Par ailleurs, nous assistons aujourd’hui, dans notre pays, à une baisse très sensible des vocations et de l’engagement civique. Ce désintérêt pour l’exercice des mandats locaux est un phénomène qui devrait inquiéter tous les démocrates que nous sommes et la délégation sénatoriale aux collectivités territoriales et à la décentralisation, qui conduit actuellement une réflexion sur ce sujet, fera prochainement des propositions.
Sans préjuger de ces conclusions, nous avons déjà souhaité apporter des réponses à deux motifs de préoccupation, régulièrement avancés par les élus : la difficulté de concilier leur mandat avec leur vie professionnelle et les risques juridiques qu’ils courent.
La commission des lois a donc adopté des dispositions visant à renforcer le statut des élus locaux, en facilitant la conciliation de l’exercice d’un mandat avec une profession salariée ou en réduisant les risques juridiques pesant sur eux.
Enfin, notre commission a approuvé diverses mesures destinées à améliorer le fonctionnement des collectivités territoriales. Ces mesures concernent notamment la délégation partielle de compétences, ainsi que d’autres dispositions techniques, circonstancielles, mais là aussi, très attendues par l’ensemble des élus.
Certes, je ne prétends pas émouvoir outre mesure cet hémicycle §en citant la faculté, que nous avons introduite, de percevoir un droit de timbre pour l’instruction des autorisations d’urbanisme.
Mais c’est pourtant là que réside, à mon sens, tout le bénéfice de ce texte : faire œuvre utile, concrète ; donner de l’air ; faciliter, tant que faire se peut, la tâche de celles et ceux qui, quotidiennement et au prix de lourds sacrifices, mettent leur énergie au service de nos concitoyens.
Nous le devons à leur engagement. Nous le devons à ces territoires, qui ne veulent être ni des musées ni des déserts.
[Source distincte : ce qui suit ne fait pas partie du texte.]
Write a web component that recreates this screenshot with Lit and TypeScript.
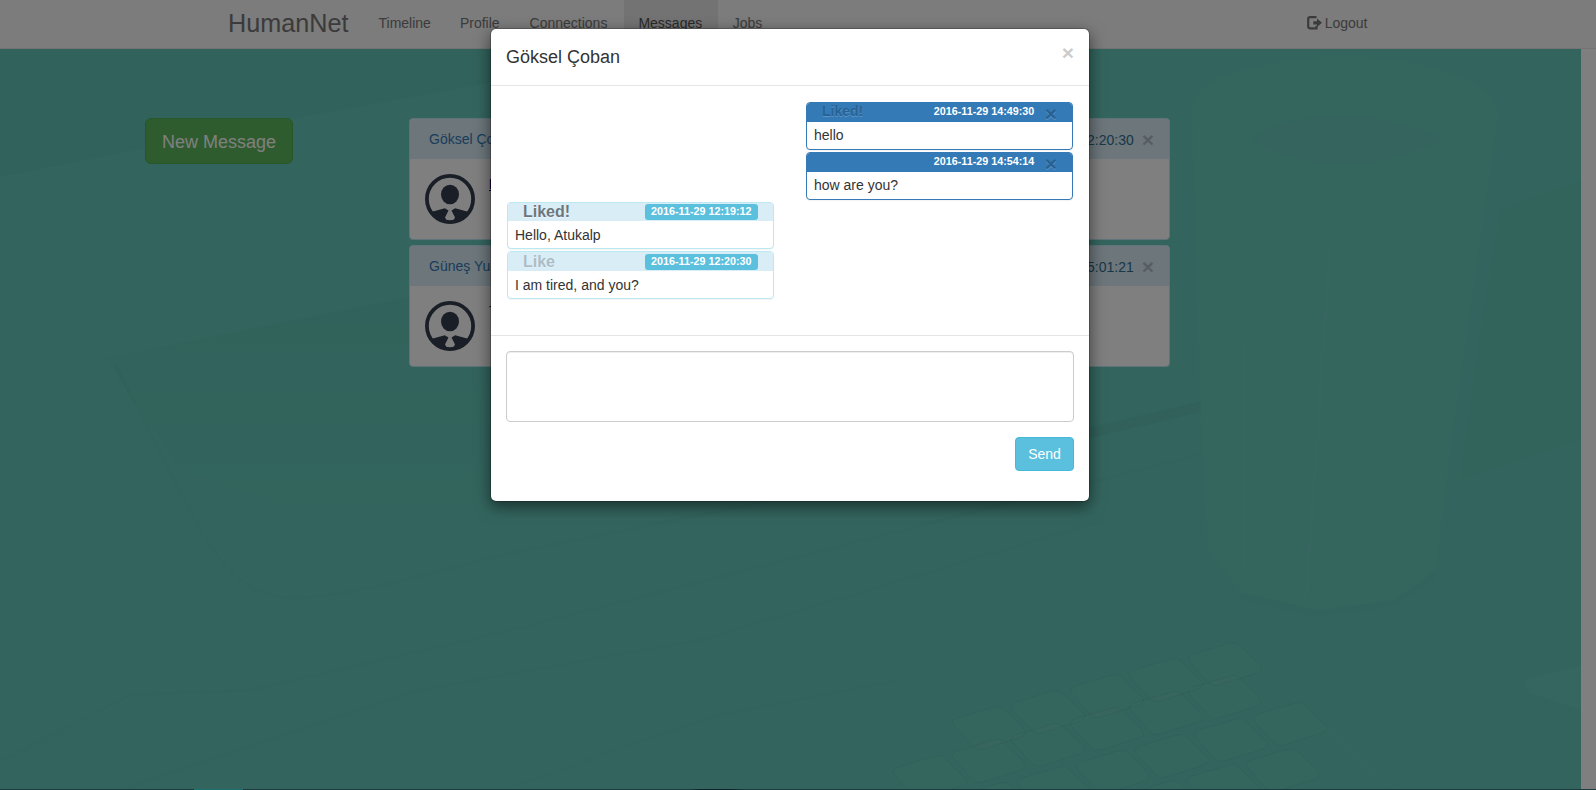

Nous le devons à la République, qui n’existerait pas sans les communes, véritables patries du quotidien, sans ces communautés de communes, départements et régions, où naissent les projets et s’exprime la solidarité.
Si le Sénat entend prouver dans les débats à venir qu’il joue un rôle indispensable dans nos institutions, c’est en légiférant, ici et maintenant, au service de nos territoires.